Task brief:
Copy all the data exactly, except the pictures.

— BEGIN —

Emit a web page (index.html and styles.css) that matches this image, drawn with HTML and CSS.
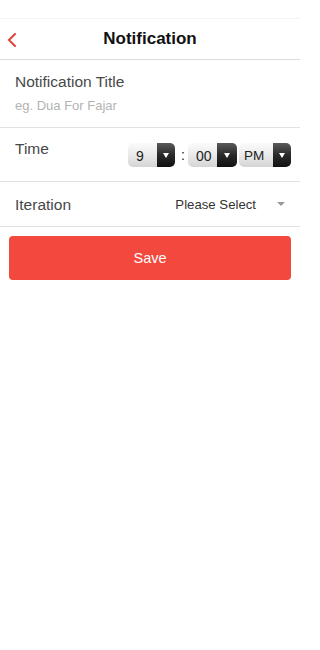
FILE: index.html
```html
<!DOCTYPE html>
<html>
<head>
<meta charset="utf-8">
<link rel="stylesheet" href="styles.css">
</head>
<body>
<div class="screen">
  <div class="status"></div>
  <header class="nav">
    <span class="back">
      <svg width="10" height="14" viewBox="0 0 10 14"><polyline points="8,1 2,7 8,13" fill="none" stroke="#e2433b" stroke-width="2" stroke-linecap="round" stroke-linejoin="round"/></svg>
    </span>
    <h1 class="nav-title">Notification</h1>
    <span></span>
  </header>
  <section class="field">
    <div class="label">Notification Title</div>
    <div class="placeholder">eg. Dua For Fajar</div>
  </section>
  <section class="time-row">
    <div class="label">Time</div>
    <div class="pickers">
      <div class="picker">
        <span class="pv pv-h">9</span><span class="pd"><i class="tri"></i></span>
      </div>
      <span class="colon">:</span>
      <div class="picker">
        <span class="pv pv-m">00</span><span class="pd pd-m"><i class="tri"></i></span>
      </div>
      <div class="picker picker-ap">
        <span class="pv pv-ap">PM</span><span class="pd"><i class="tri"></i></span>
      </div>
    </div>
  </section>
  <section class="iter-row">
    <div class="label">Iteration</div>
    <div class="select">
      <span class="select-text">Please Select</span>
      <i class="caret"></i>
    </div>
  </section>
  <div class="save-wrap">
    <button class="save">Save</button>
  </div>
</div>
</body>
</html>
```
FILE: styles.css
```css
html, body {
  margin: 0;
  padding: 0;
  background: #ffffff;
}
body {
  font-family: "Liberation Sans", Arial, sans-serif;
  color: #444;
}
.screen {
  width: 300px;
  min-height: 650px;
  background: #fff;
}
.status {
  height: 18px;
  border-bottom: 1px solid #f3f3f3;
}
.nav {
  height: 40px;
  display: grid;
  grid-template-columns: 40px 1fr 40px;
  align-items: center;
  border-bottom: 1px solid #dcdcdc;
}
.back {
  display: flex;
  align-items: center;
  padding-left: 7px;
  padding-top: 1px;
}
.nav-title {
  margin: 0;
  text-align: center;
  font-size: 17px;
  font-weight: bold;
  color: #111;
  line-height: 20px;
}
.field {
  padding: 13px 15px 13px;
  border-bottom: 1px solid #e2e2e2;
}
.label {
  font-size: 15.5px;
  line-height: 18px;
  color: #484848;
}
.placeholder {
  margin-top: 7px;
  font-size: 13px;
  line-height: 16px;
  color: #b3b3b3;
}
.time-row {
  display: flex;
  justify-content: space-between;
  align-items: flex-start;
  padding: 12px 9px 14px 15px;
  border-bottom: 1px solid #e2e2e2;
}
.pickers {
  display: flex;
  align-items: center;
  margin-top: 3px;
}
.picker {
  display: flex;
  height: 24px;
}
.picker-ap {
  margin-left: 2px;
}
.pv {
  box-sizing: border-box;
  width: 29px;
  padding-left: 8px;
  padding-top: 1px;
  font-size: 14px;
  line-height: 24px;
  color: #222;
  background: linear-gradient(#fbfbfb, #ececec 45%, #d4d4d4);
  border-radius: 5px 0 0 5px;
}
.pv-ap {
  width: 34px;
  padding-left: 5px;
  font-size: 13.5px;
}
.pd {
  width: 18px;
  display: flex;
  align-items: center;
  justify-content: center;
  background: linear-gradient(#5a5a5a, #2a2a2a 50%, #111);
  border-radius: 0 5px 5px 0;
}
.pd-m {
  width: 20px;
}
.tri {
  width: 0;
  height: 0;
  border-left: 3px solid transparent;
  border-right: 3px solid transparent;
  border-top: 5px solid #fff;
}
.colon {
  font-size: 14px;
  color: #222;
  margin: 0 3px 0 6px;
  line-height: 24px;
}
.iter-row {
  height: 44px;
  display: flex;
  justify-content: space-between;
  align-items: center;
  padding: 0 15px 0 15px;
  border-bottom: 1px solid #e2e2e2;
}
.iter-row .label {
  padding-top: 2px;
}
.select {
  display: flex;
  align-items: center;
}
.select-text {
  font-size: 13.2px;
  color: #333;
}
.caret {
  margin-left: 21px;
  width: 0;
  height: 0;
  border-left: 4.5px solid transparent;
  border-right: 4.5px solid transparent;
  border-top: 4px solid #9a9a9a;
}
.save-wrap {
  padding: 9px 9px 0;
}
.save {
  display: block;
  width: 100%;
  height: 44px;
  border: none;
  border-radius: 4px;
  background: #f2483e;
  color: #fff;
  font-family: "Liberation Sans", Arial, sans-serif;
  font-size: 14.5px;
  padding: 0;
}
```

— END —

Task solution:
Emit a web page (index.html and styles.css) that matches this image, drawn with HTML and CSS.
FILE: index.html
```html
<!DOCTYPE html>
<html>
<head>
<meta charset="utf-8">
<link rel="stylesheet" href="styles.css">
</head>
<body>
<div class="screen">
  <div class="status"></div>
  <header class="nav">
    <span class="back">
      <svg width="10" height="14" viewBox="0 0 10 14"><polyline points="8,1 2,7 8,13" fill="none" stroke="#e2433b" stroke-width="2" stroke-linecap="round" stroke-linejoin="round"/></svg>
    </span>
    <h1 class="nav-title">Notification</h1>
    <span></span>
  </header>
  <section class="field">
    <div class="label">Notification Title</div>
    <div class="placeholder">eg. Dua For Fajar</div>
  </section>
  <section class="time-row">
    <div class="label">Time</div>
    <div class="pickers">
      <div class="picker">
        <span class="pv pv-h">9</span><span class="pd"><i class="tri"></i></span>
      </div>
      <span class="colon">:</span>
      <div class="picker">
        <span class="pv pv-m">00</span><span class="pd pd-m"><i class="tri"></i></span>
      </div>
      <div class="picker picker-ap">
        <span class="pv pv-ap">PM</span><span class="pd"><i class="tri"></i></span>
      </div>
    </div>
  </section>
  <section class="iter-row">
    <div class="label">Iteration</div>
    <div class="select">
      <span class="select-text">Please Select</span>
      <i class="caret"></i>
    </div>
  </section>
  <div class="save-wrap">
    <button class="save">Save</button>
  </div>
</div>
</body>
</html>
```
FILE: styles.css
```css
html, body {
  margin: 0;
  padding: 0;
  background: #ffffff;
}
body {
  font-family: "Liberation Sans", Arial, sans-serif;
  color: #444;
}
.screen {
  width: 300px;
  min-height: 650px;
  background: #fff;
}
.status {
  height: 18px;
  border-bottom: 1px solid #f3f3f3;
}
.nav {
  height: 40px;
  display: grid;
  grid-template-columns: 40px 1fr 40px;
  align-items: center;
  border-bottom: 1px solid #dcdcdc;
}
.back {
  display: flex;
  align-items: center;
  padding-left: 7px;
  padding-top: 1px;
}
.nav-title {
  margin: 0;
  text-align: center;
  font-size: 17px;
  font-weight: bold;
  color: #111;
  line-height: 20px;
}
.field {
  padding: 13px 15px 13px;
  border-bottom: 1px solid #e2e2e2;
}
.label {
  font-size: 15.5px;
  line-height: 18px;
  color: #484848;
}
.placeholder {
  margin-top: 7px;
  font-size: 13px;
  line-height: 16px;
  color: #b3b3b3;
}
.time-row {
  display: flex;
  justify-content: space-between;
  align-items: flex-start;
  padding: 12px 9px 14px 15px;
  border-bottom: 1px solid #e2e2e2;
}
.pickers {
  display: flex;
  align-items: center;
  margin-top: 3px;
}
.picker {
  display: flex;
  height: 24px;
}
.picker-ap {
  margin-left: 2px;
}
.pv {
  box-sizing: border-box;
  width: 29px;
  padding-left: 8px;
  padding-top: 1px;
  font-size: 14px;
  line-height: 24px;
  color: #222;
  background: linear-gradient(#fbfbfb, #ececec 45%, #d4d4d4);
  border-radius: 5px 0 0 5px;
}
.pv-ap {
  width: 34px;
  padding-left: 5px;
  font-size: 13.5px;
}
.pd {
  width: 18px;
  display: flex;
  align-items: center;
  justify-content: center;
  background: linear-gradient(#5a5a5a, #2a2a2a 50%, #111);
  border-radius: 0 5px 5px 0;
}
.pd-m {
  width: 20px;
}
.tri {
  width: 0;
  height: 0;
  border-left: 3px solid transparent;
  border-right: 3px solid transparent;
  border-top: 5px solid #fff;
}
.colon {
  font-size: 14px;
  color: #222;
  margin: 0 3px 0 6px;
  line-height: 24px;
}
.iter-row {
  height: 44px;
  display: flex;
  justify-content: space-between;
  align-items: center;
  padding: 0 15px 0 15px;
  border-bottom: 1px solid #e2e2e2;
}
.iter-row .label {
  padding-top: 2px;
}
.select {
  display: flex;
  align-items: center;
}
.select-text {
  font-size: 13.2px;
  color: #333;
}
.caret {
  margin-left: 21px;
  width: 0;
  height: 0;
  border-left: 4.5px solid transparent;
  border-right: 4.5px solid transparent;
  border-top: 4px solid #9a9a9a;
}
.save-wrap {
  padding: 9px 9px 0;
}
.save {
  display: block;
  width: 100%;
  height: 44px;
  border: none;
  border-radius: 4px;
  background: #f2483e;
  color: #fff;
  font-family: "Liberation Sans", Arial, sans-serif;
  font-size: 14.5px;
  padding: 0;
}
```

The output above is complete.